Auch eine der prominentesten Ratinger Frauen jener Zeit, Dorothea Sophie Brügelmann, hielt sich trotz ihres beträchtlichen Vermögens vornehm zurück. Sie sorgte lieber ohne Öffentlichkeit für die Armen der Stadt oder investierte in Schulen. Auch die Aktiven in den katholischen Frauenvereinen - die Vorläufer des SkF - wirkten leise im Hintergrund, hinterließen der Historikerin aber einige schriftliche Zeugnisse über die Verhältnisse in Ratinger Familien. "Sie waren die einzigen, die sich deutlich über Missstände geäußert haben."
Auch die "Schwestern unserer lieben Frau" traten nicht in Erscheinung, stellten aber als Lehrerinnen an der Höheren Töchterschule, der heutigen Liebfrauenschule, ganz praktisch ein Stück Gleichberechtigung her. Bis 1908 war es Frauen nämlich nicht erlaubt, das Abitur zu machen. An der Ratinger Töchterschule bekamen sie dennoch eine hervorragende Ausbildung. "Lieber für alle da sein und nicht so auffallen, das war die Devise", meint Münster-Schröer.
Was die Historikerin besonders interessiert hat, ist die Frage, ob Emanzipation auch etwas mit dem selbst verdienten Geld zu tun hatte. Und tatsächlich: "Da habe ich einen starken Zusammenhang entdeckt", erklärt sie. Die Unabhängigkeit, die das eigene Einkommen manchen Frauen verschaffte, stärkte offenbar auch deren Selbstbewusstsein und den Wunsch nach Mitsprache.
In Ratingen mit seinen wenigen Arbeitnehmerinnen blieb der Trend freilich verhalten. Münster-Schröer erzählt von einer SPD-Frauenversammlung, die 1911 die Frage erörterte: "Wie weit sollten sich Frauen um das öffentliche Leben und die Politik kümmern?" Die Beteiligung lieferte auch schon die Antwort darauf: Etwa 20 Frauen kamen.

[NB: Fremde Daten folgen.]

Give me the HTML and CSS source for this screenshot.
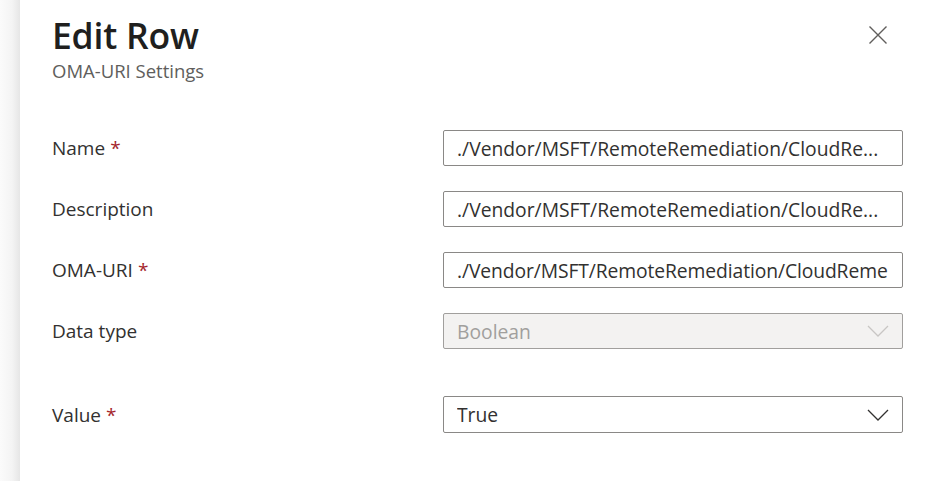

Und so entwickelte sich Ratingen weniger von innen heraus, als dass es von außen entwickelt wurde. Münster-Schröer: "Es fügte sich dem Druck der Verhältnisse." 1918 durften erstmals Frauen wählen - und sich auch zur Wahl stellen. Das brachte auch Ratingen die ersten beiden Frauen im Stadtrat ein - immerhin. Johanna Flick wurde für die erzkonservative Zentrumspartei gewählt, Anna Schlinkheider aus Eckamp vertrat die SPD. "Deren Tochter konnte ich noch selbst interviewen", erinnert sich Münster-Schröer begeistert.
Die damalige Sorge, dass Frauen sich nicht an der Wahl beteiligen würden, war übrigens unbegründet. Mehr als 90 Prozent gaben ihre Stimme ab. Die meisten allerdings für die Zentrums-Partei. Und die stand ausdrücklich für das klassische Familienbild, nicht etwa für die unabhängige, berufstätige Frau.